Higher cost leads to 5% miss on EBITDA

* Revenue/EBITDA/adjusted PAT increased by 13%/3%/nil YoY in 3QCY21 to INR32.4b/INR7b/INR4.4b and +3%/-5%/-8% v/s our estimate on the back of higher cost as EBITDA margin declined by 6.7pp QoQ and 2.2pp YoY to 21.7% (est. 23.5%).

* Volume (including clinker) rose 9% YoY to 6.20mt (-3% QoQ, est. 6.13mt). Cement volume increased by 6% YoY.

* Blended cost/t increased by 9% QoQ and 7% YoY to INR4,087 (4% higher than our estimate) on account of higher than expected fuel and freight cost inflation. The same was partially offset by higher cement realization, which stood at INR5,150/t (est. of INR5,050/t). Variable cost of production rose 15% YoY and 12% QoQ. Higher ad spends, packaging cost, and travel expenses led to a 10% YoY and QoQ increase in other expense/t.
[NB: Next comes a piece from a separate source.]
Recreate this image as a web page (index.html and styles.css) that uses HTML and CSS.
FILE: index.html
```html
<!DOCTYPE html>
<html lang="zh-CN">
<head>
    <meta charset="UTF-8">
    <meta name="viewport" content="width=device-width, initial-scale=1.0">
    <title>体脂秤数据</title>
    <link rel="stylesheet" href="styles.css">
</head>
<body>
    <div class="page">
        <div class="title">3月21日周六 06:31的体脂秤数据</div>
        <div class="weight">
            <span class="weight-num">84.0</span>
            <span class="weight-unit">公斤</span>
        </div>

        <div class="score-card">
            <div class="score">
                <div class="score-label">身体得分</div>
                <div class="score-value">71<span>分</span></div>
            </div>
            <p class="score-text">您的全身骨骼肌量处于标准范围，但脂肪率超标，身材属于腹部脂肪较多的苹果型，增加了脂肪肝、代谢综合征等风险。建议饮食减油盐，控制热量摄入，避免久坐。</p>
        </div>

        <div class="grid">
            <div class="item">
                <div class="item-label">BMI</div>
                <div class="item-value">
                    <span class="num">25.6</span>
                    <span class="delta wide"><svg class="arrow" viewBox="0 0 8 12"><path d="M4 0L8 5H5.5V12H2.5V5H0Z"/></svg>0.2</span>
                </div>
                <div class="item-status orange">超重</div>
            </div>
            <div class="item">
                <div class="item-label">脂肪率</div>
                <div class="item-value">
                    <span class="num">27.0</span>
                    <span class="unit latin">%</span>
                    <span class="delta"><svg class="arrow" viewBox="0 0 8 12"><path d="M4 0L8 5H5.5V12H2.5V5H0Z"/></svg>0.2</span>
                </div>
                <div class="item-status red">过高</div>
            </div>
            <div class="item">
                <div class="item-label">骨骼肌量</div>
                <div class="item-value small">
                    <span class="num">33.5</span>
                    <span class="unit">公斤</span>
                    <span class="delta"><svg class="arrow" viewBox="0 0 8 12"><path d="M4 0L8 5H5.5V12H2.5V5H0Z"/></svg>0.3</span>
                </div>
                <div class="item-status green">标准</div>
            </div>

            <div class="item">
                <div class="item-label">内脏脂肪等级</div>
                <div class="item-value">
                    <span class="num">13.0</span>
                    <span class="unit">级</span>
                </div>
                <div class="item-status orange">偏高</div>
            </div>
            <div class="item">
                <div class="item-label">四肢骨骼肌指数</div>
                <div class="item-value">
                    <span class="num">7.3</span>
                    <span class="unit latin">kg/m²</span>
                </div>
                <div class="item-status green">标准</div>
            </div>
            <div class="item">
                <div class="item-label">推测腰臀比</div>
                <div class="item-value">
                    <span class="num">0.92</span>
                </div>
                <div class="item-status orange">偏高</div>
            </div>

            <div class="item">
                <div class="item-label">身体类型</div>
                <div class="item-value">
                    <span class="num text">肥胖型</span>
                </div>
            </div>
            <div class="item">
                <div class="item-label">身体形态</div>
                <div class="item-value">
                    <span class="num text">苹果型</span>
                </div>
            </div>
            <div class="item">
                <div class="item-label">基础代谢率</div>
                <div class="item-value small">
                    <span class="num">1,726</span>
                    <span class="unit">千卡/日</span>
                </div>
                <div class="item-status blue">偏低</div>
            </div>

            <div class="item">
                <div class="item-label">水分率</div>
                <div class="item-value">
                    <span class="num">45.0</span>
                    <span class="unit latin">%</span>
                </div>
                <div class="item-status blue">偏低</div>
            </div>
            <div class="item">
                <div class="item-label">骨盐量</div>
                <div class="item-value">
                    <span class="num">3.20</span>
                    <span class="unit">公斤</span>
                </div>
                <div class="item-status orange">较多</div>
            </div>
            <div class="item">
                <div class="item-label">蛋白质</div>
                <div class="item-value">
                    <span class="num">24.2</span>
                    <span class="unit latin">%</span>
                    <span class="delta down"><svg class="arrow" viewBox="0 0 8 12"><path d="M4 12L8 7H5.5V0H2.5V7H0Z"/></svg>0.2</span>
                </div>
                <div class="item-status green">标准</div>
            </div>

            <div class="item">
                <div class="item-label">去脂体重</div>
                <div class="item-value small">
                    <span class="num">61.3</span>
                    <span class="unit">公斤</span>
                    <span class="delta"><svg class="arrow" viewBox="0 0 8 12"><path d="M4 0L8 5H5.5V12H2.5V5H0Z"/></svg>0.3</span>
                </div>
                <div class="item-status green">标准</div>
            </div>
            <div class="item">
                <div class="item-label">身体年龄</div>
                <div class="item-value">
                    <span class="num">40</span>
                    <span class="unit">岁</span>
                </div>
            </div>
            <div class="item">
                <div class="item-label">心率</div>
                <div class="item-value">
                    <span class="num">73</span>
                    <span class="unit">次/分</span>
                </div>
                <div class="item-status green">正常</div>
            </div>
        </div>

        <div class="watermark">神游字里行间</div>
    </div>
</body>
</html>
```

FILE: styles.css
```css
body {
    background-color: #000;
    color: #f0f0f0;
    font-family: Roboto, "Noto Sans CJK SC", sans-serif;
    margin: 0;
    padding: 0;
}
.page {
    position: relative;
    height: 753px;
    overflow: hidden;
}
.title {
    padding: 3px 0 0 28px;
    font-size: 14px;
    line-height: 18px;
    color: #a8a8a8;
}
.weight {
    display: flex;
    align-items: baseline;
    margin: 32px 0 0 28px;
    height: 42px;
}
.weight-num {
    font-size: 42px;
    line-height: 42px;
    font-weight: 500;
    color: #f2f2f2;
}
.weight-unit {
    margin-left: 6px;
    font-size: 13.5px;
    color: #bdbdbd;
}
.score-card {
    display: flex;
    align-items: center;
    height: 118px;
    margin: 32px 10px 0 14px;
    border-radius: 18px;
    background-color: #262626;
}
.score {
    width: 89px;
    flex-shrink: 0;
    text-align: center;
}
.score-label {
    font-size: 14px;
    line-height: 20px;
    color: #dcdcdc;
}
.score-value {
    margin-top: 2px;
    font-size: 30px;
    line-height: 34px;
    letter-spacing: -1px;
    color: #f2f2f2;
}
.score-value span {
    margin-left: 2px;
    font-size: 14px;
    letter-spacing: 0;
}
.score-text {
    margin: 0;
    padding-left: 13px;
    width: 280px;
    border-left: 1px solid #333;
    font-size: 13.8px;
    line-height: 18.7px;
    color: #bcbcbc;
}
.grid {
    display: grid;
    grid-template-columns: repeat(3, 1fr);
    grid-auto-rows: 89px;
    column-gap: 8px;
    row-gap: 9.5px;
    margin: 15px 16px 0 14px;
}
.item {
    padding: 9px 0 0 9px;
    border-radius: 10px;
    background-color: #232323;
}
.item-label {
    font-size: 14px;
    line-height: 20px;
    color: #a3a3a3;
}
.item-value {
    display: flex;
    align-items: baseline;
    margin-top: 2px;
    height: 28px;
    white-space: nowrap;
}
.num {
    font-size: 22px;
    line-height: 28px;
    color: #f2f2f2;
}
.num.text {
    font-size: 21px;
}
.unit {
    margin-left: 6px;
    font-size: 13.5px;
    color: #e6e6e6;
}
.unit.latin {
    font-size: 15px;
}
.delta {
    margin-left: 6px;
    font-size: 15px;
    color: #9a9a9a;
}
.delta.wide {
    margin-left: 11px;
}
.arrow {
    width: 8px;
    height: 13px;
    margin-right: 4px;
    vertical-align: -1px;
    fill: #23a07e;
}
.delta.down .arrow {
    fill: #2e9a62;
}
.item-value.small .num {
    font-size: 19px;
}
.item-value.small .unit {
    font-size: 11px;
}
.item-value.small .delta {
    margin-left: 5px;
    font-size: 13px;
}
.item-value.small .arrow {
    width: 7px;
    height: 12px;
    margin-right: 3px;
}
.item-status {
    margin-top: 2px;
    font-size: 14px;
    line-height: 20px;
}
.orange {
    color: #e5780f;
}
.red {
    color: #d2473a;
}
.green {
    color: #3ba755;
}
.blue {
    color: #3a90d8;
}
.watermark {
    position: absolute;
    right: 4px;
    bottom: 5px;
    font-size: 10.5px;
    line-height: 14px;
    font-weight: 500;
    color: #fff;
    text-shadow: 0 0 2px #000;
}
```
* EBITDA/t declined by 24% QoQ and 5% YoY to INR1,134 (est. INR1,208).

* Revenue/EBITDA/adjusted PAT grew 30%/40%/41% YoY in 9MCY21 to INR102.3b/INR26.4b/INR18.3b, led by a 27% YoY increase in volumes to 19.86mt and a 1.9pp improvement in EBITDA margin to 25.8%.

 

Highlights from the management commentary

* Commercial production has commenced from Marwar and Mundwa integrated unit (3mtpa clinker; 1.8mtpa grinding unit). It has the potential to enhance cement sales by 5mt.

* In the medium term, cement demand will be driven by the government's continued focus on capital expenditure and rural demand, which is expected to be buoyant, backed by a revival in Agricultural activity.

* Production has started from the Gare Palma coal block, which will provide fuel linkage to the Bhatapara plant in East India. The railway siding at Rabriyawas has turned operational.

 

Valuation prices in growth outlook

* ACEM has recently commenced commercial production at Marwar and Mundwa in Rajasthan, which will help it achieve a 5mt growth in production (17.6% of CY20 installed capacities). We estimate 10.3% sales volume CAGR over CY20-23E, which should help it gain a market share of 40-50bp.

* It trades at 13.4x/11.7x CY22E/CY23E EV/EBITDA, which prices in its nearterm growth outlook. We maintain our Neutral rating and value the stock at 13x Sep’23E EV/EBITDA to arrive at our TP of INR410. We have not ascribed any holding company discount for its stake in ACC.